Ce sont des problèmes légitimes, et compte tenu de l’histoire sociale, familiale et personnelle d’Almodóvar, qui a grandi dans l’Espagne rurale stagnante des années 1950 sous le régime ultra-répressif de Franco, compréhensibles. Cependant, ils ne se sont jamais avérés suffisamment dynamiques ou substantiels pour le drame (ou la comédie) le plus durable. On a toujours eu le sentiment que si la flamboyance, la couleur, le cabotinage et les «déviations» sexuelles délibérément provocatrices devaient être retirés des films du réalisateur espagnol, il n’en resterait plus grand-chose.

C’est un problème ici aussi. Certaines des scènes entre Janis et Ana sont assez touchantes. Smit a beaucoup de charme et de charisme, tout comme Sánchez-Gijón. Cruz et son personnage sont parfaitement sympathiques, mais plutôt fades. En général, la partie médiane du film, dominée par le «secret» de Janis, est assez ennuyeuse.

Aitana Sánchez-Gijón dans Madres Paralelas

À la longue, les dilemmes qui semblaient les plus pressants ou les plus vitaux pour Almodóvar ont perdu toute urgence et tout piquant qu’ils auraient pu avoir dans les années 1970 et 1980. En tout cas, ils ont maintenant été largement dépassés par les événements, notamment la montée menaçante de l’extrême droite en Espagne et la pandémie mortelle. C’est tout à l’honneur du cinéaste de tacitement reconnaître cela.

Avec Madres Paralelas, les questions historiques s’invitent pour la première fois dans l’œuvre d’Almodóvar. En fait, dans le passé, le fait qu’elles brillaient par leur absence était l’un de ses titres de gloire.

Il y a plusieurs décennies, un commentateur affirmait que les films d’Almodóvar étaient  «enracinés dans la sous-culture espagnole post-franquiste. Le réalisateur parle au nom d’une nouvelle génération qui rejette le passé politique de l’Espagne pour la poursuite de plaisirs immédiats. “Je ne parle jamais de Franco”, dit-il. “Les histoires se déroulent comme s’il n’avait jamais existé”.[ ...] Son style postmoderne reflète l’esprit de ces jeunes, connus sous le nom de pasotas, ou “ceux qui s’en foutent”». Il semble maintenant qu’il ait changé d’avis.

Almodóvar a déclaré à Timeout qu’il avait toujours «voulu faire un film avec un point de vue plus politique que par le passé. Tous mes films sont politiques, par exemple, le sentiment de liberté dans mes films.
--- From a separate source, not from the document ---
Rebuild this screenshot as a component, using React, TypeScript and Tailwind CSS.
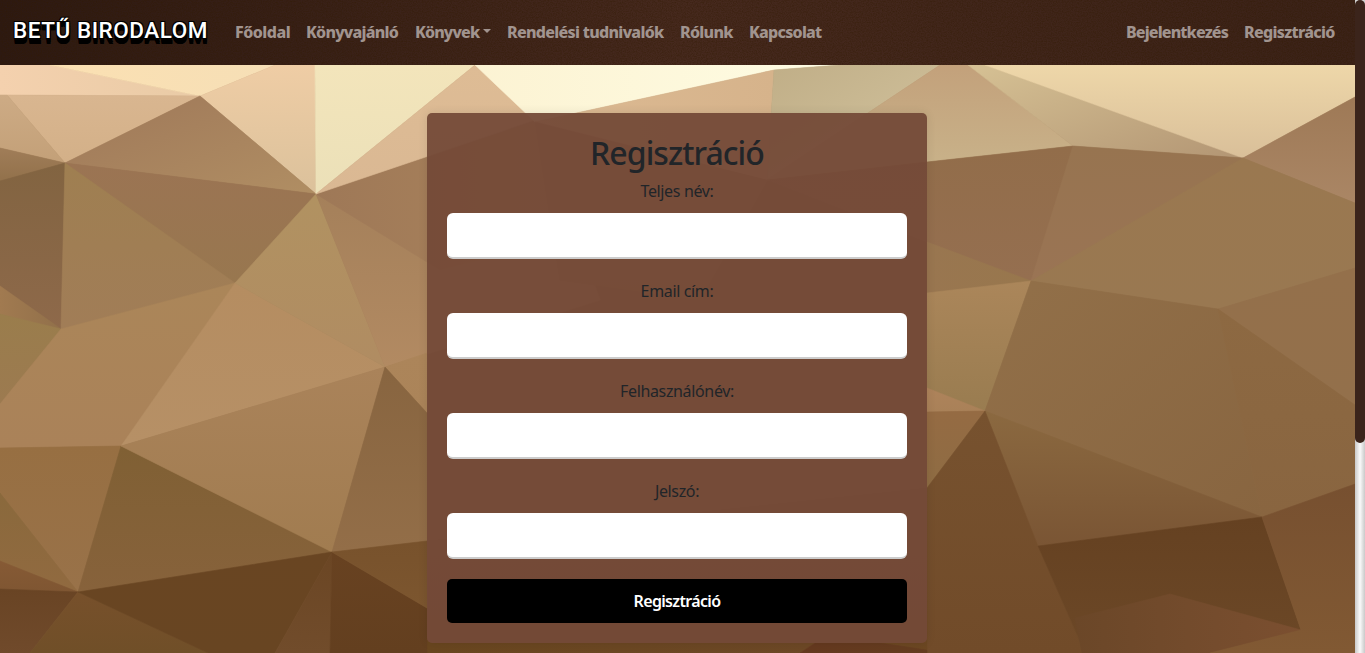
import React from "react";

type Axis = "v" | "h" | "d" | "u";
type Facet = [points: string, from: string, to: string, axis: Axis];

const AXES: Record<Axis, { x1: number; y1: number; x2: number; y2: number }> = {
  v: { x1: 0, y1: 0, x2: 0, y2: 1 },
  h: { x1: 0, y1: 0, x2: 1, y2: 0 },
  d: { x1: 0, y1: 0, x2: 1, y2: 1 },
  u: { x1: 0, y1: 1, x2: 1, y2: 0 },
};

const FACETS: Facet[] = [
  ["0,65 50,65 200,96 0,95", "#f4d1ae", "#e9cba6", "h"],
  ["50,65 275,65 200,96", "#fbe0b2", "#f6dfb6", "h"],
  ["275,65 315,65 316,194 200,96", "#efcda5", "#dbc19b", "v"],
  ["7,95 200,96 65,163", "#d9b690", "#d3b088", "v"],
  ["0,95 7,95 65,163 0,148", "#cdab85", "#c3a078", "v"],
  ["0,148 65,163 0,181", "#a07d58", "#92714b", "v"],
  ["0,181 65,163 61,329 0,286", "#826441", "#8e694a", "v"],
  ["0,286 61,329 0,314", "#a17a50", "#91704a", "h"],
  ["0,314 61,329 0,404", "#9a7d4c", "#9c7a50", "v"],
  ["65,163 200,96 316,194", "#9f7859", "#b08e63", "d"],
  ["65,163 316,194 235,283", "#9b7453", "#98774f", "v"],
  ["65,163 235,283 61,329", "#9f7f51", "#a17d57", "v"],
  ["61,329 235,283 121,446 0,448 0,404", "#ab8659", "#aa8259", "v"],
  ["235,283 385,367 121,446", "#b58d61", "#b69066", "v"],
  ["316,194 385,367 235,283", "#b19261", "#b08c62", "v"],
  ["316,194 535,120 600,300 385,367", "#9f7c57", "#b28a62", "v"],
  ["316,194 535,120 560,240 440,270", "#9e7857", "#ab845c", "h"],
  ["315,65 475,65 316,194", "#f3e5bb", "#ebe0b8", "v"],
  ["475,65 535,120 316,194", "#debc95", "#dab893", "v"],
  ["475,65 840,65 774,70 535,122", "#fcf3d3", "#fefce3", "h"],
  ["774,70 535,122 767,180", "#dcba93", "#d6b38b", "h"],
  ["535,122 767,180 700,300 560,280", "#a27c59", "#937048", "v"],
  ["774,70 840,65 940,65 767,180", "#c0ae87", "#d4c5a0", "d"],
  ["940,65 968,65 1073,146 927,162 767,180", "#c3a17b", "#c9b48b", "v"],
  ["968,65 985,65 1243,158 1073,146", "#d6c194", "#b39674", "d"],
  ["985,65 1355,65 1355,97 1243,158", "#eed7a9", "#d9bf99", "v"],
  ["1243,158 1355,97 1355,203", "#9e7956", "#aa8665", "v"],
  ["767,180 927,162 1073,146 1031,281 927,242", "#926d4a", "#956f50", "v"],
  ["1073,146 1243,158 1031,281", "#977450", "#9a7454", "v"],
  ["1243,158 1355,203 1355,268 1218,309 1031,281", "#9a7850", "#997851", "v"],
  ["927,242 1031,281 927,293", "#997650", "#98774d", "h"],
  ["927,293 1031,281 985,411 927,388", "#ab865a", "#997c50", "v"],
  ["927,388 985,411 927,412", "#ae835b", "#a98158", "v"],
  ["927,412 985,411 927,488", "#956b43", "#8e6c43", "v"],
  ["1031,281 1218,309 1262,517 985,411", "#927049", "#886540", "d"],
  ["1218,309 1355,268 1355,405", "#94704b", "#93704b", "v"],
  ["1218,309 1355,405 1355,484 1262,517", "#8d6942", "#896540", "v"],
  ["985,411 1262,517 1038,546", "#8b6940", "#7a5534", "v"],
  ["985,411 1038,546 1085,653 927,653 927,488", "#77522f", "#714b29", "v"],
  ["1038,546 1262,517 1301,630 1210,653 1085,653", "#654121", "#6c4827", "v"],
  ["1082,653 1075,618 1170,594 1301,630 1210,653", "#6b4728", "#7b4f30", "h"],
  ["1262,517 1355,484 1355,653 1210,653 1301,630", "#775030", "#815933", "v"],
  ["427,541 927,488 927,650 815,643 427,653", "#704c2c", "#6c4722", "v"],
  ["427,640 815,643 800,653 427,653", "#69461f", "#6d4826", "h"],
  ["815,643 880,643 927,650 927,653 800,653", "#65391f", "#653d20", "h"],
  ["0,448 121,446 78,592 0,493", "#976f42", "#997249", "v"],
  ["0,493 78,592 0,561", "#8a693c", "#916a40", "v"],
  ["0,561 78,592 0,589", "#865a35", "#7f5632", "v"],
  ["121,446 332,552 78,592", "#806034", "#87623b", "v"],
  ["121,446 385,367 332,552", "#aa835a", "#a17c50", "v"],
  ["385,367 427,353 427,413", "#ac855a", "#ab8459", "v"],
  ["385,367 427,413 427,541 332,552", "#886540", "#936e48", "v"],
  ["0,589 78,592 30,653 0,653", "#694424", "#704a2b", "v"],
  ["78,592 208,653 30,653", "#77502b", "#704f28", "v"],
  ["78,592 332,552 275,653 208,653", "#694522", "#684522", "v"],
  ["332,552 330,653 275,653", "#6b4624", "#714c2b", "v"],
  ["332,552 427,608 427,653 330,653", "#684221", "#633f1f", "v"],
  ["332,552 427,541 427,608", "#78522c", "#7c562f", "v"],
];

function Backdrop() {
  return (
    <svg className="absolute inset-0" width="1355" height="653" viewBox="0 0 1355 653" aria-hidden="true">
      <defs>
        {FACETS.map(([, from, to, axis], i) => (
          <linearGradient key={i} id={`facet-${i}`} {...AXES[axis]}>
            <stop offset="0" stopColor={from} />
            <stop offset="1" stopColor={to} />
          </linearGradient>
        ))}
      </defs>
      <rect width="1355" height="653" fill="#8f6c46" />
      {FACETS.map(([points], i) => (
        <polygon key={i} points={points} fill={`url(#facet-${i})`} stroke={`url(#facet-${i})`} strokeWidth="0.6" />
      ))}
    </svg>
  );
}

function Weave() {
  return (
    <svg className="absolute inset-0" width="1355" height="65" aria-hidden="true">
      <defs>
        <filter id="grain" x="0" y="0" width="100%" height="100%">
          <feTurbulence type="fractalNoise" baseFrequency="0.8" numOctaves="2" seed="4" />
          <feColorMatrix values="0 0 0 0 0.03  0 0 0 0 0.01  0 0 0 0 0  0 0.9 0 0 -0.3" />
        </filter>
      </defs>
      <rect width="1355" height="65" filter="url(#grain)" />
    </svg>
  );
}

function NavLink({ className, children }: { className: string; children: React.ReactNode }) {
  return (
    <a href="#" className={`flex shrink-0 items-center whitespace-nowrap ${className}`}>
      {children}
    </a>
  );
}

function Field({ label, type }: { label: string; type: string }) {
  return (
    <label className="mb-5 flex flex-col items-center gap-2.5">
      <span className="h-6 text-base leading-6 tracking-[-0.35px]">{label}</span>
      <input type={type} className="h-[46px] w-full rounded-md border-b-2 border-[#ccc] bg-white px-3 text-base outline-none" />
    </label>
  );
}

export default function App() {
  return (
    <div className="flex h-[653px] w-full overflow-hidden bg-white font-['Noto_Sans','Open_Sans',sans-serif] text-[#212529]">
      <div className="relative flex w-[1355px] shrink-0 flex-col">
        <Backdrop />
        <header className="relative h-[65px] shrink-0 bg-linear-to-r from-[#2d1912] via-[#46291e] to-[#3b2218]">
          <Weave />
          <nav className="relative flex h-full items-center gap-4 pr-5 pb-px pl-[13px] text-base font-extrabold text-[#a1948f]">
            <a
              href="#"
              className="mr-3 w-[194px] shrink-0 pb-[5px] font-['Roboto',sans-serif] text-[22.5px] leading-8 font-medium tracking-[0.55px] whitespace-nowrap text-white [text-shadow:1px_1px_0_#000,-1px_-1px_0_#000,1px_-1px_0_#000,-1px_1px_0_#000,0_2px_0_#000,0_3px_0_#000,0_4px_0_#000,0_5px_0_#000,0_6px_0_#000,1px_4px_0_#000,1px_6px_0_#000]"
            >
              BETŰ BIRODALOM
            </a>
            <NavLink className="w-[55px] tracking-[-0.5px]">Főoldal</NavLink>
            <NavLink className="w-[93px] tracking-[-0.75px]">Könyvajánló</NavLink>
            <NavLink className="w-[76px] tracking-[-0.85px]">
              Könyvek
              <span className="mb-[3px] ml-[4px] border-x-[4px] border-t-[4px] border-x-transparent border-t-current" />
            </NavLink>
            <NavLink className="w-[157px] tracking-[-0.7px]">Rendelési tudnivalók</NavLink>
            <NavLink className="w-[53px] tracking-[-0.7px]">Rólunk</NavLink>
            <NavLink className="w-[73px] tracking-[-0.75px]">Kapcsolat</NavLink>
            <NavLink className="ml-auto w-[102px] tracking-[-0.85px]">Bejelentkezés</NavLink>
            <NavLink className="w-[91px] tracking-[-0.7px]">Regisztráció</NavLink>
          </nav>
        </header>
        <main className="relative flex justify-center pt-12">
          <form className="mr-px h-[530px] w-[500px] rounded-[5px] bg-[#744a38]/95 p-5 shadow-[0_0_10px_rgba(0,0,0,0.1)]">
            <h2 className="mb-2 h-[38px] pt-px text-center text-[32px] leading-[38px] font-medium tracking-[-0.95px]">Regisztráció</h2>
            <Field label="Teljes név:" type="text" />
            <Field label="Email cím:" type="email" />
            <Field label="Felhasználónév:" type="text" />
            <Field label="Jelszó:" type="password" />
            <button type="button" className="h-11 w-full rounded-[5px] bg-black text-base font-semibold tracking-[-0.65px] text-white">
              Regisztráció
            </button>
          </form>
        </main>
      </div>
      <div className="h-full w-[10px] shrink-0 bg-linear-to-r from-[#c9c9c9] via-[#fafafa] to-[#c9c9c9]">
        <div className="h-[443px] rounded-[5px] bg-[#3b241b]" />
      </div>
    </div>
  );
}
Mais ceci est plus explicite. Je n’avais pas de personnes disparues dans ma propre famille, mais c’était un sujet auquel j’avais toujours été sensible».

Dans l’interview accordée à Boxoffice Pro, le cinéaste a pointé «une scène tendue entre Janis et Ana, où Janis lui dit de manière un peu pédagogique: “Tu dois savoir dans quel type de pays tu vis, et dans quel type de pays tes parents et les grands-parents vivaient.” […] Selon certaines statistiques, environ 140.000 personnes sont toujours portées disparues». La société espagnole a une «dette …envers son propre peuple, les victimes et les membres de leur famille».

Il a fait remarquer à Timeout qu’aujourd’hui en Espagne «l’extrême droite réécrit le passé. Ils racontent l’histoire comme elle ne l’était pas. Vox, le parti d’extrême droite, dit que ce sont les républicains qui ont déclaré la guerre civile. C’est juste incroyable! Nous avons besoin d’éducation pour savoir ce qui s’est réellement passé».

Dans un commentaire socialement révélateur, évoquant l’impact de la pandémie de COVID-19 sur la production de Madres Paralelas, Almodóvar a plaisanté avec le même intervieweur: «Maintenant, ce n’est plus la cocaïne qui nous monte par le nez, mais les écouvillons!»

Nous attendons avec intérêt son évolution future.